March 25, 2026
Malinda S. Smith: The pluralism dividend — the hope and promise of this moment
Editor’s note: This op-ed, written by , associate vice-president research (Equity, Diversity and Inclusion) at the University of Calgary, was originally published in the Calgary Herald on March 18. You can read the original .
Stand along the Bow River on a given day and you will hear a dozen varieties of English along with French, Tagalog, Hindi, Punjabi, and many more forming the new ambient sound of a city remaking itself. Calgary has two million residents in its sights. This threshold now asks of the city, its institutions and leaders, more consequential questions.
Calgary is within Treaty 7 territory, home to the Blackfoot Confederacy, the Tsuut’ina, and the Stoney Nakoda peoples, whose stewardship of this land long predates the city and still shapes what responsible relations here require.
Across Canada, rapid growth and everyday affordability have rarely co-existed. Vancouver and Toronto expanded quickly and became prohibitively expensive. Calgary is attempting something harder: to absorb transformation in scale while preserving the accessibility that drew people here. Call it the pluralism dividend: the compounding social, democratic, and economic advantages of diversity embedded in how a city works.
The pluralism dividend begins with who is coming and why. Recent immigrants are more likely than Canadian-born residents to hold university degrees and account for roughly half of those with STEM qualifications. Younger Canadians are leaving other provinces where housing costs and precarious labour markets have foreclosed dreams of promising futures. Calgary’s relative affordability is an attractive pull.

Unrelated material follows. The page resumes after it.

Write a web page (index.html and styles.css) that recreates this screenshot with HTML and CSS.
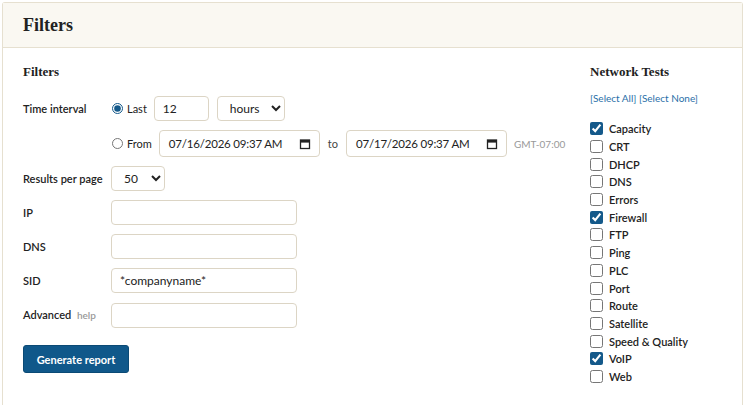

Immigrants start businesses at higher rates than Canadian-born residents, and roughly one in four private-sector firms is immigrant owned. Immigrants enlarge not only the labour force but the pool of job creators. Entrepreneurs with ties across several countries extend our city’s commercial reach through diaspora networks, generating economic relationships that trade policies cannot replicate.
A knowledge economy depends on attracting and retaining talented people. Calgary is already competing for them: its tech workforce is the fastest growing in North America, and Alberta holds the world’s highest concentration of artificial intelligence researchers. Such advantages do not sustain themselves. If governments signal that research and teaching are constrained, they risk undermining the conditions on which a knowledge economy depends.
The pressures growth brings must be taken seriously. Housing costs are rising faster than incomes, threatening the affordability that distinguishes Calgary from Toronto and Vancouver. Transit, schools, and health infrastructure are under visible strain. The cost of institutional delay rises faster than the cost of action. Calgary has met growth with ambition before, and there is an urgency to that tradition holding now.
The pluralism dividend is already visible in Calgary. Once fondly known as Cowtown — a city built around oil, beef, and self-sufficiency — many often regarded metropolitan ambition with suspicion. While that city still exists, alongside it something else is taking shape. Five Calgary restaurants ranked among Canada’s 100 best in 2025; six bars made Canada’s 50 best. Festivals, professional sports, performances and a fuller arts calendar now give the city a more confident urban rhythm than even a decade ago. They signal something more: this is a city with supply chains, skilled labour, and everyday cosmopolitanism that supports innovation and enlarges civic imagination. Cowtown did not disappear. But it no longer tells the whole story.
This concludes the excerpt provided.